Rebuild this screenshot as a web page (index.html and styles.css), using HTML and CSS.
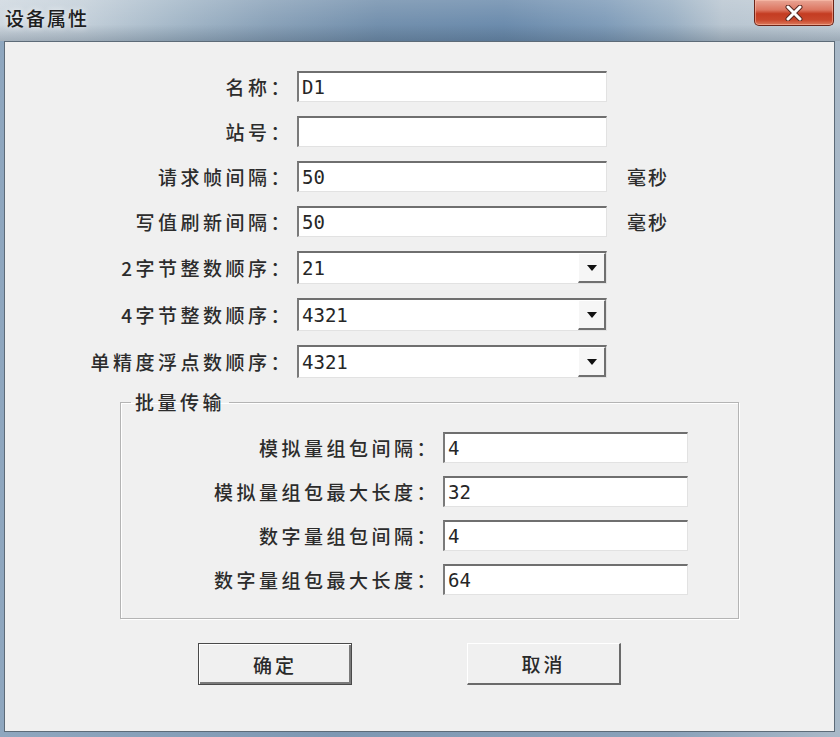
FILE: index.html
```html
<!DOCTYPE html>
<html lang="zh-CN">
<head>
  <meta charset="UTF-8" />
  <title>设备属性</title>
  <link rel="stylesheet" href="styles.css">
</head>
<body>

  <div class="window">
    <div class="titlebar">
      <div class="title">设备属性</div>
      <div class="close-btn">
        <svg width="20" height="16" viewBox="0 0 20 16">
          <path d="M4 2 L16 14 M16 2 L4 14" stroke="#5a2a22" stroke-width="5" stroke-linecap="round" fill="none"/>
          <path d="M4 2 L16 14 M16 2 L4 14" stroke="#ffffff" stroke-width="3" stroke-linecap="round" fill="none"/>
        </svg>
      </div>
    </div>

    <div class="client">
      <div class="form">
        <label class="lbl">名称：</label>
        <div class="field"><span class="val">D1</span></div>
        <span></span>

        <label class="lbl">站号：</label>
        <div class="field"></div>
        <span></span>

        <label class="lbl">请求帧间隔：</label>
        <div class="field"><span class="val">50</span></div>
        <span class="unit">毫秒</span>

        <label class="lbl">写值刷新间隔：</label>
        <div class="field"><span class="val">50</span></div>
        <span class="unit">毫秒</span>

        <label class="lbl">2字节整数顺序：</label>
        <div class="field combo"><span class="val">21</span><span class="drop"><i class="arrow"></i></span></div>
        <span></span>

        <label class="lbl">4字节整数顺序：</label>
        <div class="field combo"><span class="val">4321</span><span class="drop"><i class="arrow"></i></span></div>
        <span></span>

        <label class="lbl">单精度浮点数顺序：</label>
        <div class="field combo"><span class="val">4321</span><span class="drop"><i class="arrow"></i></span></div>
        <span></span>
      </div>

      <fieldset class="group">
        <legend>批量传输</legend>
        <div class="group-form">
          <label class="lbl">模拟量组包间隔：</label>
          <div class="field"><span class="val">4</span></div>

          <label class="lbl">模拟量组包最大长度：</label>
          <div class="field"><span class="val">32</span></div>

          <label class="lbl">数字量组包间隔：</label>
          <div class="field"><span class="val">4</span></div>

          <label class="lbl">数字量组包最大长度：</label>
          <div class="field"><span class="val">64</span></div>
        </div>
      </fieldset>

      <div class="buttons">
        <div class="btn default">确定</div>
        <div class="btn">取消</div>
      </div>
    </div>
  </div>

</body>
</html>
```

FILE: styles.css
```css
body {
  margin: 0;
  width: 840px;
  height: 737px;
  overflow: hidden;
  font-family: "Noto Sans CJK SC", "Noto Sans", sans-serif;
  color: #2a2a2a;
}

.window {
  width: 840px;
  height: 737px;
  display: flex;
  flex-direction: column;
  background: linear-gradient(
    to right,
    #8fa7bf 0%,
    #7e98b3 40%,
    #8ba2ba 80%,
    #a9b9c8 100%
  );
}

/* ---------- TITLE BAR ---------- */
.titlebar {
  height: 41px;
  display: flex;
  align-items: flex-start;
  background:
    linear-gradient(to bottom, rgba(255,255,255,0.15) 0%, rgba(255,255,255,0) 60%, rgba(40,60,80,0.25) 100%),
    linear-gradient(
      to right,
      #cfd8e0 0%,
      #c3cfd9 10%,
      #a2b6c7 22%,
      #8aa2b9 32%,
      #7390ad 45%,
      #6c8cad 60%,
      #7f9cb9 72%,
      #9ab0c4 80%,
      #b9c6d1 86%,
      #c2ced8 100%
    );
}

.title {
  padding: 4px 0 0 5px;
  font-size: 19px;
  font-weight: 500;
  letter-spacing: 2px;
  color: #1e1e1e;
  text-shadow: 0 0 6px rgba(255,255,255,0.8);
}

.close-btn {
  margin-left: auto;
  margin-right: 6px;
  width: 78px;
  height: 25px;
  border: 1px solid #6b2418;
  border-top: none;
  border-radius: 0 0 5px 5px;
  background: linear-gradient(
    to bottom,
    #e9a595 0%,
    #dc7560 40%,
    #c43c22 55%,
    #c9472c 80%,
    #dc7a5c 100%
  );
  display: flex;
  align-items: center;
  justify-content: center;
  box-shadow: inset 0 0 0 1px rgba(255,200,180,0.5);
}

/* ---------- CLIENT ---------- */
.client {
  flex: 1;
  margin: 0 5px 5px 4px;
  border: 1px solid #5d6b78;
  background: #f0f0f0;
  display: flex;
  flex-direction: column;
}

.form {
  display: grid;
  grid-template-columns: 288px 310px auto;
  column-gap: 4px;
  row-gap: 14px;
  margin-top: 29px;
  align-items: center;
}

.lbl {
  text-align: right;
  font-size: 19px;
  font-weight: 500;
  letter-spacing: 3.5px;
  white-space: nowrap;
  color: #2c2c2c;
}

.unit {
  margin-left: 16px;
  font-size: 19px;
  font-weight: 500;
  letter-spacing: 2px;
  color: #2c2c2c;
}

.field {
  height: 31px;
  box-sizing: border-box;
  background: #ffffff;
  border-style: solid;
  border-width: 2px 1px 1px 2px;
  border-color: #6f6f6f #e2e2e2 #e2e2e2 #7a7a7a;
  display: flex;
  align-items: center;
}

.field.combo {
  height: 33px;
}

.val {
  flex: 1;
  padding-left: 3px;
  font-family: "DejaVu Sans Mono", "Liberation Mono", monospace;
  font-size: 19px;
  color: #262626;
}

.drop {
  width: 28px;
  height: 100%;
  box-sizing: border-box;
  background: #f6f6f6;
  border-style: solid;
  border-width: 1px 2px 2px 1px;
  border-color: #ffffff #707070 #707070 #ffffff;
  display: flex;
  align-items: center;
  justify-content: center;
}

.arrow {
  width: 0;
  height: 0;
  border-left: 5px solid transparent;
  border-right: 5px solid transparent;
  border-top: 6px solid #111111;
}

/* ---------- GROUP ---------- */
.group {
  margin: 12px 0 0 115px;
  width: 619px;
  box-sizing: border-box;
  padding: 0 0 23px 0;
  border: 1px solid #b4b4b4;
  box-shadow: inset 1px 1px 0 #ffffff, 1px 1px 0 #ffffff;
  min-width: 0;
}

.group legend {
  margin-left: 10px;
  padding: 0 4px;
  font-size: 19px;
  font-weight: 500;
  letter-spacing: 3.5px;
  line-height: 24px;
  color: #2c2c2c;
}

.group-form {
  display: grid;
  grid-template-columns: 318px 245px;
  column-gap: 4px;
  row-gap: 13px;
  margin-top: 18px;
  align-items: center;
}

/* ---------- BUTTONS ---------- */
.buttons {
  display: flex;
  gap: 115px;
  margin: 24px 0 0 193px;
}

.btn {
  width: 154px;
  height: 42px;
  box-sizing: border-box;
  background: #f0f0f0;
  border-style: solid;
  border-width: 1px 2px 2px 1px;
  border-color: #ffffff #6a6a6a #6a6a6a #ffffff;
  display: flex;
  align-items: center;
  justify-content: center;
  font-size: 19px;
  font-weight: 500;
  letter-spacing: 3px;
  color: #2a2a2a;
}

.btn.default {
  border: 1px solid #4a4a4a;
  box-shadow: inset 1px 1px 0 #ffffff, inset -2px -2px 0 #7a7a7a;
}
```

> WRITTEN REQUEST
Every line of the data above should be quoted exactly. Omit the pictures.

> SOLUTION FOR THIS EXERCISE
Rebuild this screenshot as a web page (index.html and styles.css), using HTML and CSS.
FILE: index.html
```html
<!DOCTYPE html>
<html lang="zh-CN">
<head>
  <meta charset="UTF-8" />
  <title>设备属性</title>
  <link rel="stylesheet" href="styles.css">
</head>
<body>

  <div class="window">
    <div class="titlebar">
      <div class="title">设备属性</div>
      <div class="close-btn">
        <svg width="20" height="16" viewBox="0 0 20 16">
          <path d="M4 2 L16 14 M16 2 L4 14" stroke="#5a2a22" stroke-width="5" stroke-linecap="round" fill="none"/>
          <path d="M4 2 L16 14 M16 2 L4 14" stroke="#ffffff" stroke-width="3" stroke-linecap="round" fill="none"/>
        </svg>
      </div>
    </div>

    <div class="client">
      <div class="form">
        <label class="lbl">名称：</label>
        <div class="field"><span class="val">D1</span></div>
        <span></span>

        <label class="lbl">站号：</label>
        <div class="field"></div>
        <span></span>

        <label class="lbl">请求帧间隔：</label>
        <div class="field"><span class="val">50</span></div>
        <span class="unit">毫秒</span>

        <label class="lbl">写值刷新间隔：</label>
        <div class="field"><span class="val">50</span></div>
        <span class="unit">毫秒</span>

        <label class="lbl">2字节整数顺序：</label>
        <div class="field combo"><span class="val">21</span><span class="drop"><i class="arrow"></i></span></div>
        <span></span>

        <label class="lbl">4字节整数顺序：</label>
        <div class="field combo"><span class="val">4321</span><span class="drop"><i class="arrow"></i></span></div>
        <span></span>

        <label class="lbl">单精度浮点数顺序：</label>
        <div class="field combo"><span class="val">4321</span><span class="drop"><i class="arrow"></i></span></div>
        <span></span>
      </div>

      <fieldset class="group">
        <legend>批量传输</legend>
        <div class="group-form">
          <label class="lbl">模拟量组包间隔：</label>
          <div class="field"><span class="val">4</span></div>

          <label class="lbl">模拟量组包最大长度：</label>
          <div class="field"><span class="val">32</span></div>

          <label class="lbl">数字量组包间隔：</label>
          <div class="field"><span class="val">4</span></div>

          <label class="lbl">数字量组包最大长度：</label>
          <div class="field"><span class="val">64</span></div>
        </div>
      </fieldset>

      <div class="buttons">
        <div class="btn default">确定</div>
        <div class="btn">取消</div>
      </div>
    </div>
  </div>

</body>
</html>
```

FILE: styles.css
```css
body {
  margin: 0;
  width: 840px;
  height: 737px;
  overflow: hidden;
  font-family: "Noto Sans CJK SC", "Noto Sans", sans-serif;
  color: #2a2a2a;
}

.window {
  width: 840px;
  height: 737px;
  display: flex;
  flex-direction: column;
  background: linear-gradient(
    to right,
    #8fa7bf 0%,
    #7e98b3 40%,
    #8ba2ba 80%,
    #a9b9c8 100%
  );
}

/* ---------- TITLE BAR ---------- */
.titlebar {
  height: 41px;
  display: flex;
  align-items: flex-start;
  background:
    linear-gradient(to bottom, rgba(255,255,255,0.15) 0%, rgba(255,255,255,0) 60%, rgba(40,60,80,0.25) 100%),
    linear-gradient(
      to right,
      #cfd8e0 0%,
      #c3cfd9 10%,
      #a2b6c7 22%,
      #8aa2b9 32%,
      #7390ad 45%,
      #6c8cad 60%,
      #7f9cb9 72%,
      #9ab0c4 80%,
      #b9c6d1 86%,
      #c2ced8 100%
    );
}

.title {
  padding: 4px 0 0 5px;
  font-size: 19px;
  font-weight: 500;
  letter-spacing: 2px;
  color: #1e1e1e;
  text-shadow: 0 0 6px rgba(255,255,255,0.8);
}

.close-btn {
  margin-left: auto;
  margin-right: 6px;
  width: 78px;
  height: 25px;
  border: 1px solid #6b2418;
  border-top: none;
  border-radius: 0 0 5px 5px;
  background: linear-gradient(
    to bottom,
    #e9a595 0%,
    #dc7560 40%,
    #c43c22 55%,
    #c9472c 80%,
    #dc7a5c 100%
  );
  display: flex;
  align-items: center;
  justify-content: center;
  box-shadow: inset 0 0 0 1px rgba(255,200,180,0.5);
}

/* ---------- CLIENT ---------- */
.client {
  flex: 1;
  margin: 0 5px 5px 4px;
  border: 1px solid #5d6b78;
  background: #f0f0f0;
  display: flex;
  flex-direction: column;
}

.form {
  display: grid;
  grid-template-columns: 288px 310px auto;
  column-gap: 4px;
  row-gap: 14px;
  margin-top: 29px;
  align-items: center;
}

.lbl {
  text-align: right;
  font-size: 19px;
  font-weight: 500;
  letter-spacing: 3.5px;
  white-space: nowrap;
  color: #2c2c2c;
}

.unit {
  margin-left: 16px;
  font-size: 19px;
  font-weight: 500;
  letter-spacing: 2px;
  color: #2c2c2c;
}

.field {
  height: 31px;
  box-sizing: border-box;
  background: #ffffff;
  border-style: solid;
  border-width: 2px 1px 1px 2px;
  border-color: #6f6f6f #e2e2e2 #e2e2e2 #7a7a7a;
  display: flex;
  align-items: center;
}

.field.combo {
  height: 33px;
}

.val {
  flex: 1;
  padding-left: 3px;
  font-family: "DejaVu Sans Mono", "Liberation Mono", monospace;
  font-size: 19px;
  color: #262626;
}

.drop {
  width: 28px;
  height: 100%;
  box-sizing: border-box;
  background: #f6f6f6;
  border-style: solid;
  border-width: 1px 2px 2px 1px;
  border-color: #ffffff #707070 #707070 #ffffff;
  display: flex;
  align-items: center;
  justify-content: center;
}

.arrow {
  width: 0;
  height: 0;
  border-left: 5px solid transparent;
  border-right: 5px solid transparent;
  border-top: 6px solid #111111;
}

/* ---------- GROUP ---------- */
.group {
  margin: 12px 0 0 115px;
  width: 619px;
  box-sizing: border-box;
  padding: 0 0 23px 0;
  border: 1px solid #b4b4b4;
  box-shadow: inset 1px 1px 0 #ffffff, 1px 1px 0 #ffffff;
  min-width: 0;
}

.group legend {
  margin-left: 10px;
  padding: 0 4px;
  font-size: 19px;
  font-weight: 500;
  letter-spacing: 3.5px;
  line-height: 24px;
  color: #2c2c2c;
}

.group-form {
  display: grid;
  grid-template-columns: 318px 245px;
  column-gap: 4px;
  row-gap: 13px;
  margin-top: 18px;
  align-items: center;
}

/* ---------- BUTTONS ---------- */
.buttons {
  display: flex;
  gap: 115px;
  margin: 24px 0 0 193px;
}

.btn {
  width: 154px;
  height: 42px;
  box-sizing: border-box;
  background: #f0f0f0;
  border-style: solid;
  border-width: 1px 2px 2px 1px;
  border-color: #ffffff #6a6a6a #6a6a6a #ffffff;
  display: flex;
  align-items: center;
  justify-content: center;
  font-size: 19px;
  font-weight: 500;
  letter-spacing: 3px;
  color: #2a2a2a;
}

.btn.default {
  border: 1px solid #4a4a4a;
  box-shadow: inset 1px 1px 0 #ffffff, inset -2px -2px 0 #7a7a7a;
}
```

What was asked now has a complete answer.